Os números apresentados por Elaine também foram comentados por Patrícia Ferraz, coordenadora de Projetos da Seag. Segundo ela, 47% da população brasileira está na área rural.
“E a gente só tem 14% de mulheres no campo (no Espírito Santo)? No Brasil, são 19%. Ela só é considera trabalhadora quando ela é viúva, comanda sozinha ou é solteira. Quando ela é casada, quem é considerado gestor são os homens", disse.
“Quando um homem sofreu algum tipo de piadinha quando foi exercer a atividade naquilo que se formou, pelo fato de ser homem?”, questiona Alessandra Maria da Silva.

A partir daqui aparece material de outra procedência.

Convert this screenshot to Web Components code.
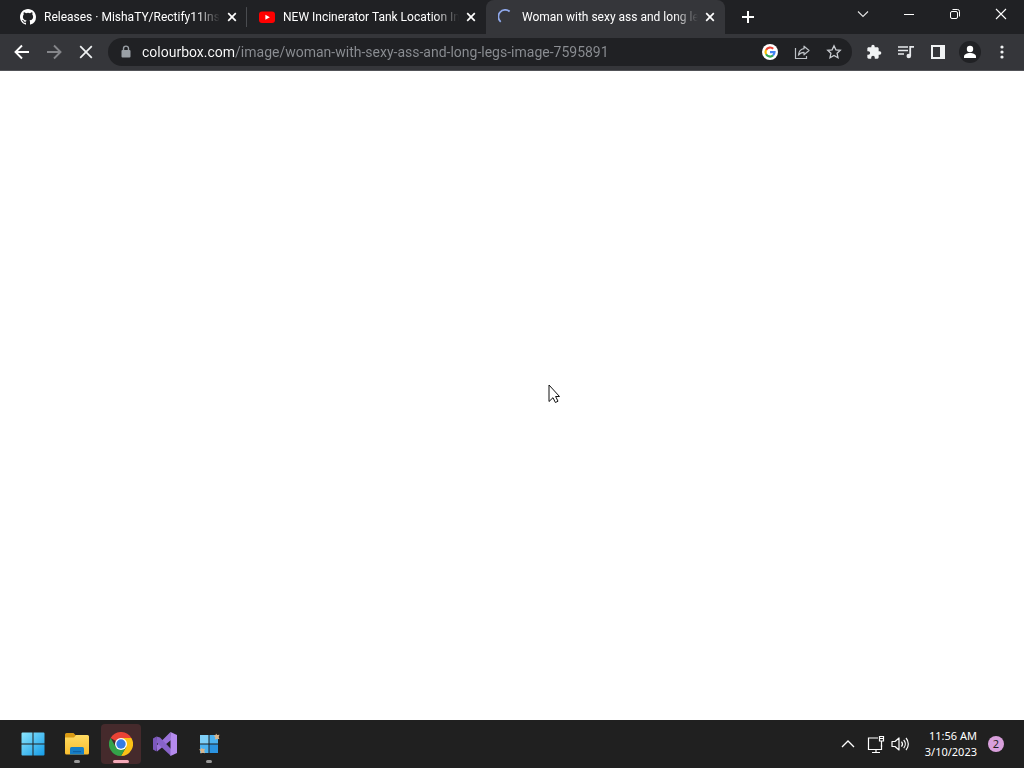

Ela complementa dizendo que as mulheres estão invisíveis em todos os campos. Para lutar contra isso, ela cita a importância da capacitação dos técnicos que atuam na extensão rural e as políticas públicas que fomentam o empreendedorismo, empoderamento feminino e a valorização da mulher.
"A gente não tem o valor que a gente merece ter. O machismo é tão enraizado que se a gente não fizer trabalhos especificamente para mulheres, a gente vai ficar invisível. A partir do projeto Elas no Campo e na Pesca temos vários projetos de colegas trabalhando com mulheres no Estado todo", informa.